VALERIO VECCHIARELLI

IL TEMPO 11/11/95

Sud Africa

PER un giorno l'Olimpico cambia pelle, saluta il calcio ed offre il suo prato alle sgroppate delle gazzelle, quelle che armeggiano con un pallone ovale e che in sudafricano (o nel gergo del rugby, è la stessa cosa) si chiamano Springboks. L'incontro con i Campioni del Mondo chiude il mese di fuoco dell'ovale azzurro, si è stati in ginocchio dietro alla lavagna a subire le punizioni inflitte a turno da Francia, Argentina, Nuova Zelanda, si è cercato di capire perché gli altri sono sempre più grandi, più veloci, più forti. Oggi, un'altra occasione per studiare. Ed imparare.

Questa volta nessuno ha fatto proclami di guerra, la legnata subita contro gli All Blacks due settimane fa ha suggerito prudenza; Massimo Cuttitta, il capitano, ha solo accennato al fatto che con quei settanta punti sulle spalle non si può far altro che migliorare. Forse voleva dire: cercare di limitare i danni.

Morne Du Plessis, il team-manager Springbok, si inchina di fronte agli azzurri, presenta l'Italia come la squadra rivelazione dell'anno, si dice soddisfatto di incontrarla in preparazione all'incontro di fuoco di sabato prossimo a Twickenham con l'Inghilterra, rifiuta categoricamente confronti a

distanza con gli All Blacks: <Ogni incontro è una storia irripetibile, è impossibile pensare di dover fare all'Italia più di settanta punti per dimostrare che siamo più forti di loro. L'importante è vincere, mi sembra che al momento giusto con gli All Backs lo abbiamo fatto. Con l'Italia proveremo a farlo domani (oggi, ndr)>. Gentiluomo, Du Plessis. E pensare che proprio ieri gli stessi All Blacks che c'erano sembrati extraterrestri hanno rimediato un'inattesa punizione (22-15) dalla Francia, capace di sconfiggerli sul terreno a loro tanto caro, quello dello scontro fisico.

Ogni partita è storia a se, ha ragione Du Plessis. Non costa niente sognare un miracolo.

Roma ospiterà il pomeriggio di gala del rugby, da una parte un team che ha saputo pianificare in modo scientifico il proprio approccio con il gioco, ha sputato sangue per bruciare le tappe e cancellare in fretta e furia il baratro tecnico creato dall'isolamento internazionale, ha forzato la mano per ottenere soldi e felicità da un gioco che fino a ieri regalava solo gloria. Dall'altra l'Italia che gioca un tempo con gran coraggio di fronte agli All Blacks prima di perdersi nel nulla, che ogni volta è ad un passo, sempre ad un passo, dal conquistare la vetta, che ha imparato a difendere (in campo) e ad attaccare (fuori) le abitudini radicate di chi l'ha sempre considerata poco più di un'armata Brancaleone, che ha ricevuto, senza chiederlo, l'invito a giocare con i Campioni del Mondo. Quell'Italia oggi, all'Olimpico, deve dimostrare che a forza di prendere botte si può anche crescere.

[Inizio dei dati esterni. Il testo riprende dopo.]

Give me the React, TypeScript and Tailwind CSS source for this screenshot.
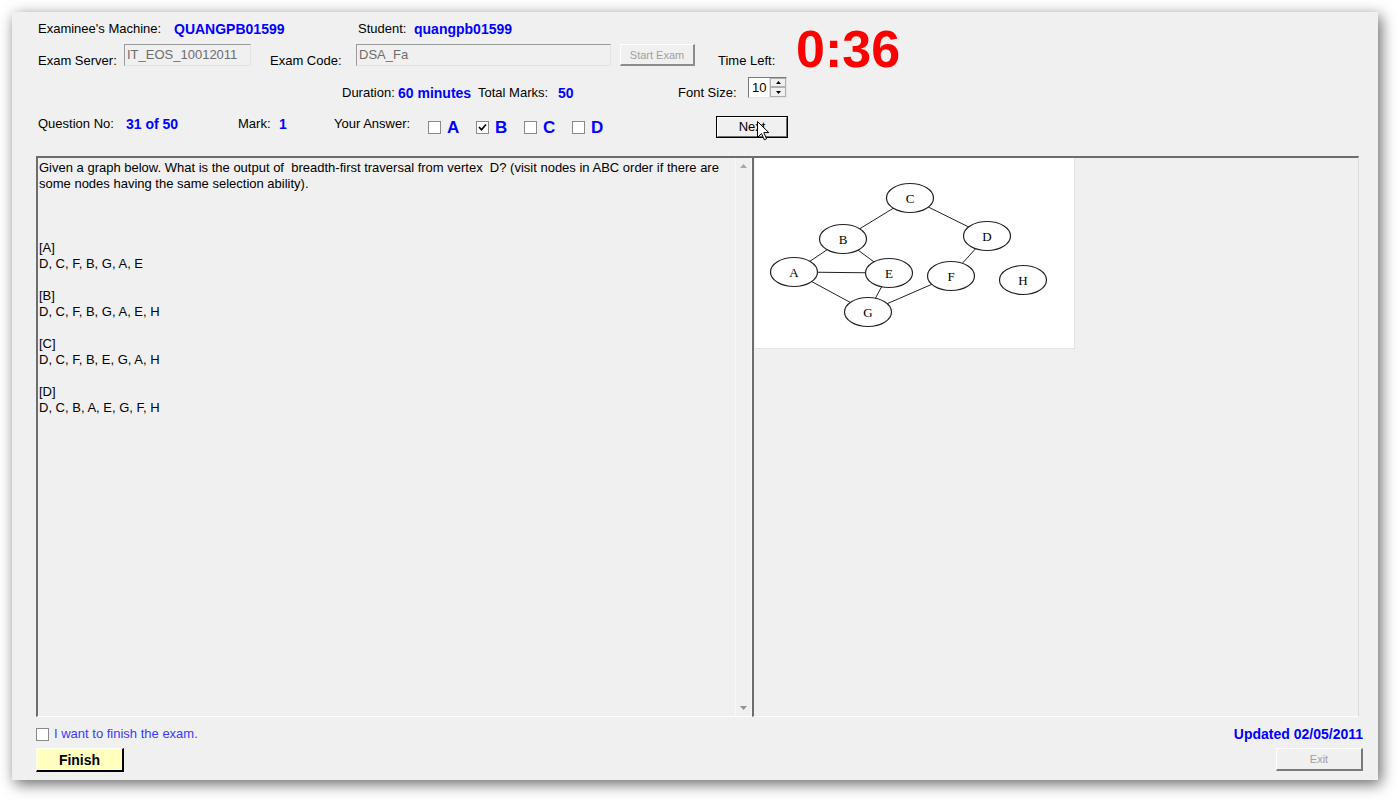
import React from "react";

const BLUE = "text-[#0000ff] font-bold text-[14px]";

function Check({ checked }: { checked?: boolean }) {
  return (
    <div className="w-[13px] h-[13px] border border-[#8a8a8a] bg-white shrink-0 flex items-center justify-center">
      {checked && (
        <svg width="9" height="9" viewBox="0 0 9 9">
          <path d="M1 4 L3.5 6.8 L8 1.5" stroke="#000" strokeWidth="1.7" fill="none" />
        </svg>
      )}
    </div>
  );
}

function TextBox({ w, value }: { w: string; value: string }) {
  return (
    <div
      className={`${w} h-[22px] shrink-0 border border-t-[#9a9a9a] border-l-[#9a9a9a] border-r-[#e3e3e3] border-b-[#e3e3e3] bg-[#f0f0f0] text-[13px] leading-[16px] text-[#6d6d6d] pl-[2px] pt-[2px]`}
    >
      {value}
    </div>
  );
}

function Answer({ letter, checked }: { letter: string; checked?: boolean }) {
  return (
    <div className="w-[48px] shrink-0 flex items-start">
      <div className="mt-[5px]">
        <Check checked={checked} />
      </div>
      <span className="ml-[6px] text-[17px] leading-[20px] mt-[2px] text-[#0000ff] font-bold">{letter}</span>
    </div>
  );
}

const nodes: [string, number, number][] = [
  ["C", 155, 40],
  ["B", 88, 81],
  ["D", 232, 78],
  ["A", 39, 114],
  ["E", 134, 115],
  ["F", 196, 118],
  ["H", 268, 122],
  ["G", 113, 154],
];
const edges: [string, string][] = [
  ["C", "B"],
  ["C", "D"],
  ["B", "A"],
  ["B", "E"],
  ["A", "E"],
  ["A", "G"],
  ["E", "G"],
  ["D", "F"],
  ["F", "G"],
];

function Graph() {
  const pos = (n: string) => {
    const f = nodes.find((x) => x[0] === n)!;
    return [f[1], f[2]];
  };
  return (
    <svg width="319" height="190" viewBox="0 0 319 190">
      {edges.map(([a, b], i) => {
        const [x1, y1] = pos(a);
        const [x2, y2] = pos(b);
        return <line key={i} x1={x1} y1={y1} x2={x2} y2={y2} stroke="#222" strokeWidth="1" />;
      })}
      {nodes.map(([n, x, y]) => (
        <g key={n}>
          <ellipse cx={x} cy={y} rx="23.5" ry="14.5" fill="#fff" stroke="#222" strokeWidth="1.2" />
          <text
            x={x}
            y={y + 4.5}
            textAnchor="middle"
            fontFamily="'Liberation Serif', 'Times New Roman', serif"
            fontSize="13"
            fill="#000"
          >
            {n}
          </text>
        </g>
      ))}
    </svg>
  );
}

export default function App() {
  return (
    <div className="w-[1398px] h-[800px] bg-white overflow-hidden font-['Liberation_Sans',Arial,sans-serif] text-[13px] leading-[16px] text-black">
      <div className="ml-[12px] mt-[12px] w-[1366px] h-[768px] bg-[#f0f0f0] shadow-[3px_4px_14px_rgba(0,0,0,0.6)] pl-[24px] pt-[9px]">
        {/* top area */}
        <div className="flex pl-[2px]">
          <div className="w-[758px] shrink-0">
            {/* row 1 */}
            <div className="flex items-center h-[16px]">
              <span className="w-[136px] shrink-0">Examinee's Machine:</span>
              <span className={`w-[184px] shrink-0 ${BLUE}`}>QUANGPB01599</span>
              <span className="w-[56px] shrink-0">Student:</span>
              <span className={BLUE}>quangpb01599</span>
            </div>
            {/* row 2 */}
            <div className="flex h-[22px] mt-[7px]">
              <span className="w-[86px] shrink-0 self-end mb-[-3px]">Exam Server:</span>
              <TextBox w="w-[127px]" value="IT_EOS_10012011" />
              <div className="w-[19px] shrink-0" />
              <span className="w-[86px] shrink-0 self-end mb-[-3px]">Exam Code:</span>
              <TextBox w="w-[255px]" value="DSA_Fa" />
              <div className="w-[9px] shrink-0" />
              <div className="w-[75px] h-[22px] shrink-0 border-t border-l border-white border-r-2 border-b-2 border-r-[#8c8c8c] border-b-[#8c8c8c] flex items-center justify-center text-[11px] text-[#a0a0a0]">
                Start Exam
              </div>
              <div className="w-[23px] shrink-0" />
              <span className="self-end mb-[-3px]">Time Left:</span>
            </div>
            {/* row 3 */}
            <div className="flex h-[22px] mt-[11px] pl-[304px]">
              <span className="w-[56px] shrink-0 self-end mb-[-2px]">Duration:</span>
              <span className={`w-[80px] shrink-0 self-end mb-[-2px] ${BLUE}`}>60 minutes</span>
              <span className="w-[80px] shrink-0 self-end mb-[-2px]">Total Marks:</span>
              <span className={`w-[120px] shrink-0 self-end mb-[-2px] ${BLUE}`}>50</span>
              <span className="w-[70px] shrink-0 self-end mb-[-2px]">Font Size:</span>
              <div className="w-[39px] h-[21px] shrink-0 border border-t-[#7a7a7a] border-l-[#7a7a7a] border-r-[#e3e3e3] border-b-[#e3e3e3] bg-white flex">
                <span className="flex-1 pl-[3px] pt-[2px] text-[13px] leading-[16px]">10</span>
                <div className="w-[17px] flex flex-col border-l border-[#e0e0e0]">
                  <div className="h-[9px] bg-[#f0f0f0] border border-[#b0b0b0] flex items-center justify-center">
                    <svg width="5" height="3" viewBox="0 0 5 3"><path d="M0 3 L2.5 0 L5 3 Z" fill="#000" /></svg>
                  </div>
                  <div className="h-[10px] bg-[#f0f0f0] border border-[#b0b0b0] flex items-center justify-center">
                    <svg width="5" height="3" viewBox="0 0 5 3"><path d="M0 0 L2.5 3 L5 0 Z" fill="#000" /></svg>
                  </div>
                </div>
              </div>
            </div>
            {/* row 4 */}
            <div className="flex items-start h-[22px] mt-[17px]">
              <span className="w-[88px] shrink-0">Question No:</span>
              <span className={`w-[112px] shrink-0 ${BLUE}`}>31 of 50</span>
              <span className="w-[41px] shrink-0">Mark:</span>
              <span className={`w-[55px] shrink-0 ${BLUE}`}>1</span>
              <span className="w-[94px] shrink-0">Your Answer:</span>
              <div className="flex">
                <Answer letter="A" />
                <Answer letter="B" checked />
                <Answer letter="C" />
                <Answer letter="D" />
                <div className="w-[96px] shrink-0" />
                <div className="relative w-[72px] h-[22px] shrink-0 border border-black">
                  <div className="w-full h-full border-t border-l border-white border-r border-b border-r-[#6d6d6d] border-b-[#6d6d6d] flex items-center justify-center">
                    Next
                  </div>
                  <svg className="absolute left-[40px] top-[4px]" width="13" height="20" viewBox="0 0 13 20">
                    <path d="M0.5 0.5 L0.5 16.5 L4.5 12.5 L7.3 18.8 L9.6 17.8 L6.8 11.6 L11.8 11.6 Z" fill="#fff" stroke="#000" strokeWidth="1" />
                  </svg>
                </div>
              </div>
            </div>
          </div>
          <div className="mt-[2px] text-[52px] leading-[52px] font-bold text-[#ff0000]">0:36</div>
        </div>

        {/* panels */}
        <div className="flex w-[1323px] h-[561px] mt-[18px]">
          <div className="w-[716px] h-full shrink-0 flex border-t-2 border-l-2 border-t-[#6d6d6d] border-l-[#6d6d6d] border-b border-b-white">
            <div className="flex-1 pl-[1px] pt-[2px] whitespace-pre-wrap leading-[16px] text-[13px]">
              {"Given a graph below. What is the output of  breadth-first traversal from vertex  D? (visit nodes in ABC order if there are some nodes having the same selection ability).\n\n\n\n[A]\nD, C, F, B, G, A, E\n\n[B]\nD, C, F, B, G, A, E, H\n\n[C]\nD, C, F, B, E, G, A, H\n\n[D]\nD, C, B, A, E, G, F, H"}
            </div>
            <div className="w-[17px] h-full shrink-0 flex flex-col justify-between items-center border-l border-r border-[#f8f8f8] bg-[#f0f0f0] py-[6px]">
              <svg width="7" height="4" viewBox="0 0 7 4"><path d="M0 4 L3.5 0 L7 4 Z" fill="#a8a8a8" /></svg>
              <svg width="7" height="4" viewBox="0 0 7 4"><path d="M0 0 L3.5 4 L7 0 Z" fill="#909090" /></svg>
            </div>
          </div>
          <div className="w-[607px] h-full shrink-0 border-t-2 border-l-2 border-t-[#6d6d6d] border-l-[#6d6d6d] border-r border-b border-r-[#dcdcdc] border-b-white pl-[1px]">
            <div className="w-[320px] h-[191px] bg-white border-r border-b border-[#e3e3e3]">
              <Graph />
            </div>
          </div>
        </div>

        {/* bottom row 1 */}
        <div className="flex items-center justify-between w-[1327px] h-[16px] mt-[9px]">
          <div className="flex items-center">
            <Check />
            <span className="ml-[5px] text-[#3a3aff]">I want to finish the exam.</span>
          </div>
          <span className={BLUE}>Updated 02/05/2011</span>
        </div>
        {/* bottom row 2 */}
        <div className="flex justify-between w-[1327px] mt-[6px]">
          <div className="w-[88px] h-[24px] bg-[#ffffc0] border-t border-l border-[#fffff0] border-r-2 border-b-2 border-r-black border-b-black flex items-center justify-center font-bold text-[14px]">
            Finish
          </div>
          <div className="w-[87px] h-[23px] border-t border-l border-white border-r-2 border-b-2 border-r-[#7a7a7a] border-b-[#7a7a7a] flex items-center justify-center text-[11px] text-[#a0a0a0]">
            Exit
          </div>
        </div>
      </div>
    </div>
  );
}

Terminata la Coppa del Mondo del delirio collettivo, gli Springboks hanno pensato a monetizzare il trionfo costringendo, sotto il ricatto dell'emigrazione in massa al <Tredici>, la propria federazione a mettere nero su bianco. Ovvero la firma sotto a contratti milionari. Sono tornati in campo una sola volta, a Johannesburg, per sgranchirsi le gambe contro il Galles (40-11). Interpretano questo tour europeo come l'occasione ideale per dimostrare al mondo che la Coppa non l'hanno scippata a nessuno. L'Italia è avvertita.